Je ne sais pas trop quoi penser de la une de Libération du 28 septembre qui a pour titre : « Une femme pour sauver la gauche ? » et qui, à la façon d’une vitre éclatée, montre en allant de haut en bas et de gauche à droite Clémentine Autain, Anne Hidalgo, Delphine Batho, Christiane Taubira, Manon Aubry et enfin la camarade Elsa Faucillon, jeune députée des Hauts-de- Seine. Ça me fait plaisir que Libé ait pensé tout de même à mettre une communiste. On ne peut pas dire qu’on parle souvent des communistes. Par exemple, dans les débats et commentaires déjà peu nombreux sur les sénatoriales, on n’a jamais parlé du groupe communiste qui sort renforcé avec deux sénateurs de plus alors qu’on s’est beaucoup attardé sur l’unique élu RN.
Mais revenons à cette une de Libé. Quelque chose me gêne. Peut- être parce que cela me fait penser aux magazines féminins qui consacrent un numéro par an aux rondes, histoire de remplir leur cahier des charges d’hypocrisie bienveillante. Un numéro pour les femmes de gauche et dès demain, business as usual, on reprend les hommes et les fringues pour taille 34. J’adorerais voter pour une femme de gauche aux présidentielles. J’adorerais aussi voter pour un homme de gauche. Je préfèrerais même voter pour un homme de gauche s’il est plus à gauche que la femme de gauche. Vous me suivez ? Parce que tout de même, le discours de certaines femmes (et de certains hommes) sur la place des femmes en politique n’est pas très clair. Elles apporteraient quelque chose « de plus »... Mais quoi ? J’espère ne pas entendre des réponses telles que les femmes auraient une pratique différente et seraient moins belliqueuses. Des tas d’anciens combattants des Malouines pourraient vous dire qu’une femme qui a décidé de faire la guerre, elle la fait et sans pitié. Aux Argentins ou aux mineurs en grève de son propre pays.
Il est insupportable, c’est vrai, de ne pas voir assez de femmes en politique, mais bon, il y en a toujours plus à l’Assemblée nationale que des ouvriers, par exemple, où il n’y en a plus un seul. Et je ne vous parle pas des ouvrières. Il est tout aussi énervant de voir que Marine Le Pen est la seule femme cheffe de parti qui soit arrivée au second tour de la présidentielle, alors qu’elle est en théorie issue de ce qui est censé se faire de pire en matière de virilisme machiste.
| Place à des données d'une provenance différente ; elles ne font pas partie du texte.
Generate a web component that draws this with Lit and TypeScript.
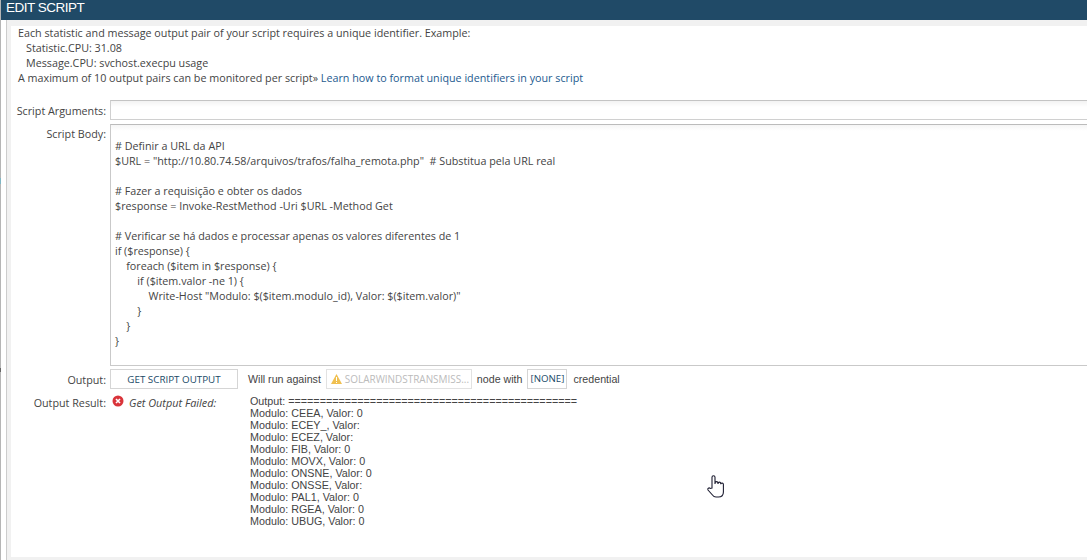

Cela devrait relativiser le côté « sauveuse suprême » envisagé par Libé. Mais encore une fois, je trouve qu’une femme présidente de la République, ce serait bien et qu’il n’y a pas de raison que la femme qui représente la moitié de la population n’accède pas à la magistrature suprême. Si elle est de gauche avant d’être femme. Parce qu’au bout du compte, en politique, on devrait s’en moquer un peu du genre ! Mais il est vrai que c’est compliqué dans la Vème République qui transforme l’élection, pour les hommes comme pour les femmes, en concours de beauté encadré par des communicants.